Using AI, it becomes possible to update a production line much more quickly, depending upon the change being implemented. For example, Invisible AI devices are pre-trained on human and vehicle motion. Thus, they only require a single example of a process to be able to start analyzing work. 

Speed-to-update is critical since, as more data is collected, more improvements are possible. The faster data can be leveraged, the faster the ROI. If it takes three months to implement an update, this limits the rate of improvement and requires additional investment with each update.

With AI, improvements can be implemented as they are uncovered, resulting in faster and continuous improvement. Similarly, reconfiguring existing assets into new lines can be done faster, making it easier to repurpose a robot to perform a new task. Depending upon the change, it could be as little as a few hours to change a production line. This allows manufacturers to benefit from even small improvements immediately.

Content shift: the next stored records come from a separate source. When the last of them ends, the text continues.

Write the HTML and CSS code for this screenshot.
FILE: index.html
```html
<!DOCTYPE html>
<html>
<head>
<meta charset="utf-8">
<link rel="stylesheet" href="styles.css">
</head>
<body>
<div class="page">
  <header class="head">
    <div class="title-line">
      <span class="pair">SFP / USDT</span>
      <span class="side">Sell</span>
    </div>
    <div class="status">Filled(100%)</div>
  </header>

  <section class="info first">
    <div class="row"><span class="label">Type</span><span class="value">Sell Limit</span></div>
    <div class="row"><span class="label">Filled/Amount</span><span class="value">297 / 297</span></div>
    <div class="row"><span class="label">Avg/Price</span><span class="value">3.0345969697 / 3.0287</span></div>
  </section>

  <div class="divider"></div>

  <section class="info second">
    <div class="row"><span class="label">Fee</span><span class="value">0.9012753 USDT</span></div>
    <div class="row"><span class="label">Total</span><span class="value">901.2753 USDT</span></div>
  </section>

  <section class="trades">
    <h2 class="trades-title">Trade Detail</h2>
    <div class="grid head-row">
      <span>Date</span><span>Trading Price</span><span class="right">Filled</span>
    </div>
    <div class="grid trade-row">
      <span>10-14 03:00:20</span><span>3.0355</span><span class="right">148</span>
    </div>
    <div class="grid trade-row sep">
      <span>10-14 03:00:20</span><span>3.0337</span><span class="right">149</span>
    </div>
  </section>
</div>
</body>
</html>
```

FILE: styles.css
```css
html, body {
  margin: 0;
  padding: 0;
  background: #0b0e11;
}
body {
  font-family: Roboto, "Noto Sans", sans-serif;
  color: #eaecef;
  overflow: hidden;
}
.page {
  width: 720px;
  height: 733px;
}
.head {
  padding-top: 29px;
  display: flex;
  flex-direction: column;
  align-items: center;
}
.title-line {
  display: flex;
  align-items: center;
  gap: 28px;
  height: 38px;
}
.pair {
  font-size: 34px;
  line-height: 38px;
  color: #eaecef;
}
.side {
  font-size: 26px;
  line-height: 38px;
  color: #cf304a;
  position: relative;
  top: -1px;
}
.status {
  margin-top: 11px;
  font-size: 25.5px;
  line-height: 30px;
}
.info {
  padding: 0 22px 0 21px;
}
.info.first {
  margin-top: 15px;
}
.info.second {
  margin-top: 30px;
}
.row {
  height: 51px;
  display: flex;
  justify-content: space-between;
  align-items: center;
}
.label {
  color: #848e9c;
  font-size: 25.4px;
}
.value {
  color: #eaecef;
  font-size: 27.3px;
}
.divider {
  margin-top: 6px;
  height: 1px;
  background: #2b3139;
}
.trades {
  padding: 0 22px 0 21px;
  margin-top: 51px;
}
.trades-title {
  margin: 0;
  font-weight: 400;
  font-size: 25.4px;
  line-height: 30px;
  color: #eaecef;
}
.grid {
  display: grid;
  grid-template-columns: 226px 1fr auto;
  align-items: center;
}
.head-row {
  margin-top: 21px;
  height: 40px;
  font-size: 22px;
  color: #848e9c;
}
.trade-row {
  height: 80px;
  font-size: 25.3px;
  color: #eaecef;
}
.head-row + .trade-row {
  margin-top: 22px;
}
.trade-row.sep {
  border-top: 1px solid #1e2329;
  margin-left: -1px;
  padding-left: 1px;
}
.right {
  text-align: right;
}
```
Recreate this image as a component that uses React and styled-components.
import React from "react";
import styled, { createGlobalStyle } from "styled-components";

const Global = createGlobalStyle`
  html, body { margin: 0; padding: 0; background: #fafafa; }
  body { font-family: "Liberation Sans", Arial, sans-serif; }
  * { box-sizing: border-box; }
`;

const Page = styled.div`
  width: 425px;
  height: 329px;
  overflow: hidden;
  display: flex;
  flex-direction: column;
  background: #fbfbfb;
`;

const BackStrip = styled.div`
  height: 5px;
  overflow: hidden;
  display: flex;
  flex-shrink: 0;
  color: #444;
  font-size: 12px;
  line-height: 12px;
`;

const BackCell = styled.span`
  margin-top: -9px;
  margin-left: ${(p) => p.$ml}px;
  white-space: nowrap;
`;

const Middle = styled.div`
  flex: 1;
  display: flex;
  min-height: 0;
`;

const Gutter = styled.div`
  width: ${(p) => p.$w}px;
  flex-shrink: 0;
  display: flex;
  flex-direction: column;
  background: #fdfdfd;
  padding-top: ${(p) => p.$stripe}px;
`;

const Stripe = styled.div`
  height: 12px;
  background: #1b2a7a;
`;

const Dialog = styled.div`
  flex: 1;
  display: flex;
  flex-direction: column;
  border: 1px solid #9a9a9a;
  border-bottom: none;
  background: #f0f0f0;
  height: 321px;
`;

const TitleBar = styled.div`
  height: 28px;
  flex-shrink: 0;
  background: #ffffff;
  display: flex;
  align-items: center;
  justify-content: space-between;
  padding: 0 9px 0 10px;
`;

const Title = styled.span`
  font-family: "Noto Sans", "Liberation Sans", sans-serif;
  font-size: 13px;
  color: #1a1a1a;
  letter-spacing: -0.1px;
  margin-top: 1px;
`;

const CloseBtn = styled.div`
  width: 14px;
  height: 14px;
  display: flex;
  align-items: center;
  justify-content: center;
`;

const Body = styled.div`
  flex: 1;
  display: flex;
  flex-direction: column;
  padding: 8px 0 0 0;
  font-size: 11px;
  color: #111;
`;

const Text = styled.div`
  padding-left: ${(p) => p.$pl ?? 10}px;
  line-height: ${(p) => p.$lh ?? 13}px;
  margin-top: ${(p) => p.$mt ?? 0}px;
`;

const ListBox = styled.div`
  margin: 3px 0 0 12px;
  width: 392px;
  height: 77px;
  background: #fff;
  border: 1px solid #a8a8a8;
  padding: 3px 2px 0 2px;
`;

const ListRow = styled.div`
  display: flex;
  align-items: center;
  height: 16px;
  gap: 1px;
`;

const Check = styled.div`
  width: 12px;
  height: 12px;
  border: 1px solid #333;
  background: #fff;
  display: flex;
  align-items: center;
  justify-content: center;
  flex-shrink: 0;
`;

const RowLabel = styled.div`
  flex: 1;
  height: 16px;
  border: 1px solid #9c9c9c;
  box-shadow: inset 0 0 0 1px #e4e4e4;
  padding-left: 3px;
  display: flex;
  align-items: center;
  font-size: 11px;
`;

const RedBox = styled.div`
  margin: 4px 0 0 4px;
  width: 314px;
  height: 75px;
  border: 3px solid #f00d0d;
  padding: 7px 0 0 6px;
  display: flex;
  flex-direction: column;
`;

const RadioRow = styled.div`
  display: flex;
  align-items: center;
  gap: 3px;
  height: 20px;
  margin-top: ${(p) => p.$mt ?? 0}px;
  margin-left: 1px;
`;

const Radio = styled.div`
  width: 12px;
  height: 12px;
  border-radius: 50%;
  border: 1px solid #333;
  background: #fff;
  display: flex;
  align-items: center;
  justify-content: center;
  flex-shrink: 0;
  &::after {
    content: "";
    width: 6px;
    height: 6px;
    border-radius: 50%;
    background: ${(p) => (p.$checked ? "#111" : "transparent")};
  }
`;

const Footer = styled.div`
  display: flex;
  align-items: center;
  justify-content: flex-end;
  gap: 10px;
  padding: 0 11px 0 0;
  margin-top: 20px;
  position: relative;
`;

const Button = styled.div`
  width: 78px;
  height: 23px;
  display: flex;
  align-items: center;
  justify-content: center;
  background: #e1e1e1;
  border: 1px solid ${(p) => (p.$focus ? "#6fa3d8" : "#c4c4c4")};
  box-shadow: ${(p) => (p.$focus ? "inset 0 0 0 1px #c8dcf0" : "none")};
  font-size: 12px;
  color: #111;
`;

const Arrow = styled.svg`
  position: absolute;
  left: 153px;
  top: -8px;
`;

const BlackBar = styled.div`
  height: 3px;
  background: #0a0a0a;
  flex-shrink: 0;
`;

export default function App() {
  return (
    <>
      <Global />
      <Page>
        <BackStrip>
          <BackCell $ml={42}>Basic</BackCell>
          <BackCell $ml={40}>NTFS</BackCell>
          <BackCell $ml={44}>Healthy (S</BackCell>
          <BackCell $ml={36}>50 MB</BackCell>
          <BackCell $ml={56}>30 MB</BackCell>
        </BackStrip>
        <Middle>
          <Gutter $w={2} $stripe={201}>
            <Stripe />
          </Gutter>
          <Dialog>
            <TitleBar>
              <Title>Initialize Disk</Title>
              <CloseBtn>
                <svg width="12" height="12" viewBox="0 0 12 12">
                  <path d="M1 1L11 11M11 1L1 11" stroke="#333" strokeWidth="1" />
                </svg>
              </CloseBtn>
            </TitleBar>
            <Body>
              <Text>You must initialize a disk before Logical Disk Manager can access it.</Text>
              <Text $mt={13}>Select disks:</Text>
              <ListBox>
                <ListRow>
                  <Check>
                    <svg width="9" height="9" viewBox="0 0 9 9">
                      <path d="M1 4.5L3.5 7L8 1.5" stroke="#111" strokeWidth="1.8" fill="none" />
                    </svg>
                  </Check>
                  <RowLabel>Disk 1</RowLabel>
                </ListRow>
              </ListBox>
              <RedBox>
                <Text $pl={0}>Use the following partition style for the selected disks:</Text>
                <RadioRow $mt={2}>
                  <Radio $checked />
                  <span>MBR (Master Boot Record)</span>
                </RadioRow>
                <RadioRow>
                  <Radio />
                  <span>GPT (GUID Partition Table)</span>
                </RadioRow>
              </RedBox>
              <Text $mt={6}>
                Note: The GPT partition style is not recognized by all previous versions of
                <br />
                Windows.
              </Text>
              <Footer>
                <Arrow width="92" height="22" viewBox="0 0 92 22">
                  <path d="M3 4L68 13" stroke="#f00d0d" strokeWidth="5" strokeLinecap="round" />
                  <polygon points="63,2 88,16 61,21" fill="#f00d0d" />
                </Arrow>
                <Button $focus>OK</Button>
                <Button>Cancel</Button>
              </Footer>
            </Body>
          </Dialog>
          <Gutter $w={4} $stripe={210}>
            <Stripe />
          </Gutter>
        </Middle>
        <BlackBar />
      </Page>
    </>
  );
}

The biggest change that AI brings is how it can extend flexibility into a production line. Without AI, automation was limited to specific use cases that could justify the expense of design, training, and deployment. With the increasing simplicity of using AI, as well as the lower investment required, every month AI is feasible in an increasing number of use cases.

Possible vs. Feasible

So, what’s the role of AI in manufacturing? AI helps humans by performing certain repetitive tasks so people don’t have to. For complex jobs that require a person to perform, AI can help make a safer and more efficient workplace. This frees people up to perform more value-added and engaging work. 

Where people get into trouble with AI is when their expectations are unrealistic. The question to ask is not what is possible but what is feasible. AI can do many incredible things, just not always at an affordable cost. Building a super AI system that can do everything end-to-end is expensive and complex to design, deploy, and use. It’s also unrealistic to expect to push a button and have everything just work. Manufacturing can be complicated. People need to be trained to perform assembly jobs. So do robots. 

Ultimately, manufacturers don’t need a robot that can do everything. They need automation equipment that can handle a given set of tasks. Frankly, no one wants to pay for functionality they don’t need (i.e., right-sizing). With a task-focused approach, manufacturers can focus on investing in AI where it will have the greatest impact for them.